Vi è mai capitato di far parte del campione dell’Istat per l’indagine sulla forza lavoro? Funziona così: un rilevatore vi contatta, si fissa un appuntamento per un’intervista di persona, che finirà nei dati mensili; e dopo tre mesi, vi ricontatta, questa volta al telefono, per sapere se qualcosa è cambiato nella situazione lavorativa.
Insomma, bisogna dedicarci del tempo. E sempre meno persone sono disposte a farlo. Risultato: i campioni delle indagini si restringono e quindi rischiano di essere sempre meno attendibili per le statistiche ufficiali. Non solo in Italia.
L’Eurostat, l’agenzia statistica dell’Ue, pubblica i numeri sui tassi di risposta alle indagini sulla forza lavoro con un ritardo di tre anni. Gli ultimi dati, quindi, risalgono al 2021. E alcune agenzie nazionali, compreso l’Istat, non diffondono dati più aggiornati. Le ultime cifre italiane segnano un calo nei tassi di risposta, ma essendo ferme al 2021 potrebbe anche essere per effetto della pandemia, che di fatto ha impedito le interviste di persona.
Nel secondo trimestre del 2020, il tasso di mancata risposta dell’Eurostat per le indagini sulla forza lavoro in tutti gli Stati membri ha raggiunto il 34,6 per cento. Ma il trend è in calo anche in Spagna, Germania e Portogallo, dove esistono dati nazionali aggiornati al 2023.
Il Financial Times si è occupato della questione, anche perché il tema è particolarmente sentito in Gran Bretagna.

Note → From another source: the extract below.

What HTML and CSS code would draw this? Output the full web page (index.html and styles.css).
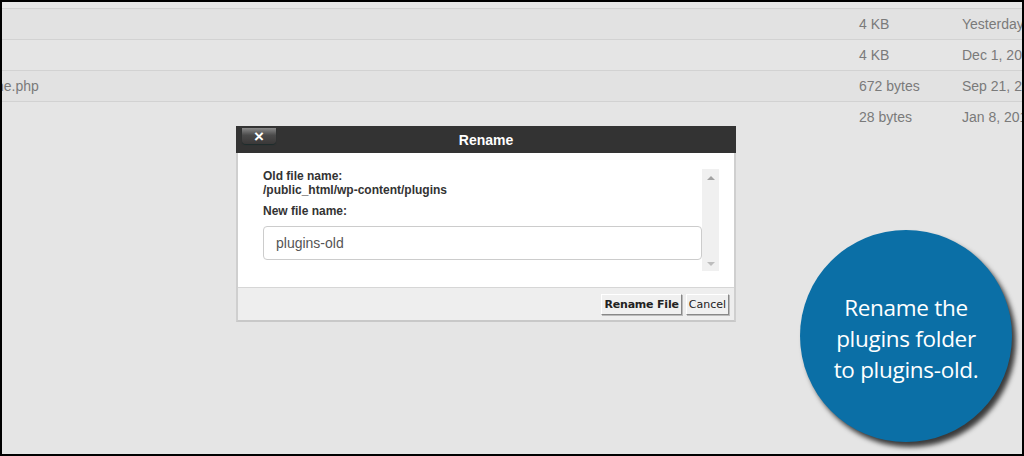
FILE: index.html
```html
<!DOCTYPE html>
<html>
<head>
<meta charset="utf-8">
<link rel="stylesheet" href="styles.css">
</head>
<body>
<div class="frame">
  <div class="list">
    <div class="row top"></div>
    <div class="row alt"><div class="name"></div><div class="size">4 KB</div><div class="date">Yesterday</div></div>
    <div class="row"><div class="name"></div><div class="size">4 KB</div><div class="date">Dec 1, 2017</div></div>
    <div class="row alt"><div class="name"><span class="clip">ne.php</span></div><div class="size">672 bytes</div><div class="date">Sep 21, 2017</div></div>
    <div class="row last"><div class="name"></div><div class="size">28 bytes</div><div class="date">Jan 8, 2017</div></div>
  </div>

  <div class="dialog">
    <div class="titlebar">
      <div class="close">&times;</div>
      <div class="title">Rename</div>
    </div>
    <div class="body">
      <div class="fields">
        <div class="label">Old file name:</div>
        <div class="label">/public_html/wp-content/plugins</div>
        <div class="label gap">New file name:</div>
        <div class="input">plugins-old</div>
      </div>
      <div class="scroll">
        <span class="arrow up"></span>
        <span class="arrow down"></span>
      </div>
    </div>
    <div class="footer">
      <button class="btn strong">Rename File</button>
      <button class="btn">Cancel</button>
    </div>
  </div>

  <div class="badge">Rename the<br>plugins folder<br>to plugins-old.</div>
</div>
</body>
</html>
```

FILE: styles.css
```css
html, body {
  margin: 0;
  padding: 0;
  background: #000;
}
.frame {
  position: relative;
  margin: 2px;
  width: 1020px;
  height: 452px;
  background: #e5e5e5;
  overflow: hidden;
  font-family: "Liberation Sans", Arial, sans-serif;
}
.list {
  display: flex;
  flex-direction: column;
}
.row {
  display: flex;
  align-items: center;
  height: 30px;
  border-bottom: 1px solid #d2d2d2;
  font-size: 14px;
  color: #7a7a7a;
}
.row.top {
  height: 6px;
  background: #e8e8e8;
}
.row.alt {
  background: #e2e2e2;
}
.row.last {
  border-bottom: none;
}
.name {
  width: 857px;
  flex-shrink: 0;
  overflow: hidden;
}
.clip {
  display: inline-block;
  margin-left: -6px;
}
.size {
  width: 103px;
  flex-shrink: 0;
}
.date {
  flex-shrink: 0;
  white-space: nowrap;
}
.dialog {
  position: absolute;
  left: 234px;
  top: 124px;
  width: 500px;
  display: flex;
  flex-direction: column;
  border-left: 2px solid #cfcfcf;
  border-right: 2px solid #cfcfcf;
  border-bottom: 2px solid #c8c8c8;
  box-sizing: border-box;
}
.titlebar {
  position: relative;
  height: 27px;
  background: #333;
  margin: 0 -2px;
  display: flex;
  align-items: center;
  justify-content: center;
}
.title {
  color: #fff;
  font-weight: bold;
  font-size: 14px;
}
.close {
  position: absolute;
  left: 6px;
  top: 2px;
  width: 34px;
  height: 16px;
  border-radius: 0 0 4px 4px;
  background: linear-gradient(#8a8a8a, #4a4a4a 45%, #3a3838);
  box-shadow: 0 1px 1px #1c2c2c;
  color: #fff;
  font-family: "Liberation Sans", Arial, sans-serif;
  font-weight: bold;
  font-size: 17px;
  line-height: 17px;
  text-align: center;
}
.body {
  background: #fff;
  height: 134px;
  display: flex;
  padding: 16px 15px 0 25px;
  box-sizing: border-box;
}
.fields {
  flex: 1;
  display: flex;
  flex-direction: column;
  color: #333;
  font-size: 12px;
  font-weight: bold;
}
.label {
  line-height: 14px;
}
.label.gap {
  margin-top: 7px;
}
.input {
  margin-top: 8px;
  height: 32px;
  border: 1px solid #ccc;
  border-radius: 4px;
  font-size: 14px;
  font-weight: normal;
  color: #555;
  padding-left: 12px;
  line-height: 32px;
}
.scroll {
  width: 17px;
  height: 102px;
  background: #f0f0f0;
  display: flex;
  flex-direction: column;
  justify-content: space-between;
  align-items: center;
  padding: 7px 0 5px;
  box-sizing: border-box;
}
.arrow {
  width: 0;
  height: 0;
  border-left: 4px solid transparent;
  border-right: 4px solid transparent;
}
.arrow.up {
  border-bottom: 4px solid #a3a3a3;
}
.arrow.down {
  border-top: 4px solid #bdbdbd;
}
.footer {
  background: #eee;
  height: 33px;
  border-top: 1px solid #d6d6d6;
  display: flex;
  justify-content: flex-end;
  align-items: center;
  gap: 4px;
  padding-right: 5px;
  box-sizing: border-box;
}
.btn {
  font-family: "DejaVu Sans", Verdana, sans-serif;
  font-size: 11px;
  height: 21px;
  padding: 0 2px;
  background: #f0f0f0;
  color: #222;
  border: 1px solid;
  border-color: #fff #888 #888 #fff;
  box-shadow: 1px 1px 0 #bbb;
}
.btn.strong {
  font-weight: bold;
  padding: 0 2px;
  letter-spacing: -0.2px;
}
.badge {
  position: absolute;
  left: 798px;
  top: 228px;
  width: 212px;
  height: 212px;
  border-radius: 50%;
  background: #0b6fa6;
  box-shadow: 4px 5px 5px rgba(0,0,0,0.75);
  color: #fff;
  font-family: "Open Sans", sans-serif;
  font-size: 22.5px;
  line-height: 31px;
  letter-spacing: -0.3px;
  padding-top: 4px;
  box-sizing: border-box;
  display: flex;
  align-items: center;
  justify-content: center;
  text-align: center;
}
```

Dove dieci anni fa circa la metà delle famiglie rispondeva al sondaggio sulla forza lavoro, mentre oggi la percentuale è scesa a una su cinque. Questo crollo della partecipazione ha costretto l’istituto nazionale di statistica a declassare i dati su inattività e disoccupazione a «official statistics in development».
La questione è seria, perché su queste statistiche si basa la politica monetaria delle banche centrali, che hanno bisogno di una visione chiara della forza lavoro quando decidono se alzare o abbassare i tassi di interesse. E sui numeri ufficiali si gioca anche la propaganda politica, chi li usa per celebrare il proprio operato o screditare quello degli avversari.
E se alcune anomalie nelle statistiche ufficiali dipendono anche da dati non attendibili, sarebbe utile saperlo.
Gli strumenti statistici standard, in realtà, hanno mostrato molte difficoltà a registrare la ripresa dopo la pandemia. Tant’è che, ad esempio, in Italia sul Pil abbiamo assistito di recente a una revisione al rialzo. Il Gross Domestic Income (il reddito nazionale lordo) italiano, che è l’altra modalità di misurare la ricchezza guardando al reddito, è in effetti molto più alto di quello che indica il Pil. Da qui potrebbe dipendere quindi il disallineamento tra l’occupazione in rialzo e l’economia che rallenta.
Poi c’entrano anche i metodi. Negli Stati Uniti, ad esempio, i dati sulla fiducia dei consumatori dell’Università del Michigan sarebbero stati distorti da uno spostamento verso le interviste online. E così, mentre dai dati non corretti sembra che il sentiment sia crollato nella primavera di quest’anno, secondo i dati corretti invece la percezione non è poi così negativa.
In Italia, invece, quando si parla di occupati e disoccupati bisogna tenere conto anche del nuovo metodo di rilevazione dell’Istat, che dal 2021 conteggia come non più occupato chi usufruisce della cassa integrazione da oltre tre mesi.
Ma non è solo una questione di tecnicismi. Secondo il Financial Times, un’altra «minaccia alla nostra conoscenza» deriva dal fatto che il mondo cambia con una rapidità che gli statistici faticano ormai a cogliere in tempo reale. Negli Stati Uniti, ad esempio, sembra che il vero cambiamento che ha scombussolato le statistiche ufficiali sul lavoro sia stato l’aumento dell’immigrazione.
In teoria, viviamo in un’era di abbondanza di dati, ma il pericolo è di saperne meno di quanto ne sapevamo in passato.
Probabilmente serviranno i dati definitivi sui prossimi censimenti per risolvere il rebus.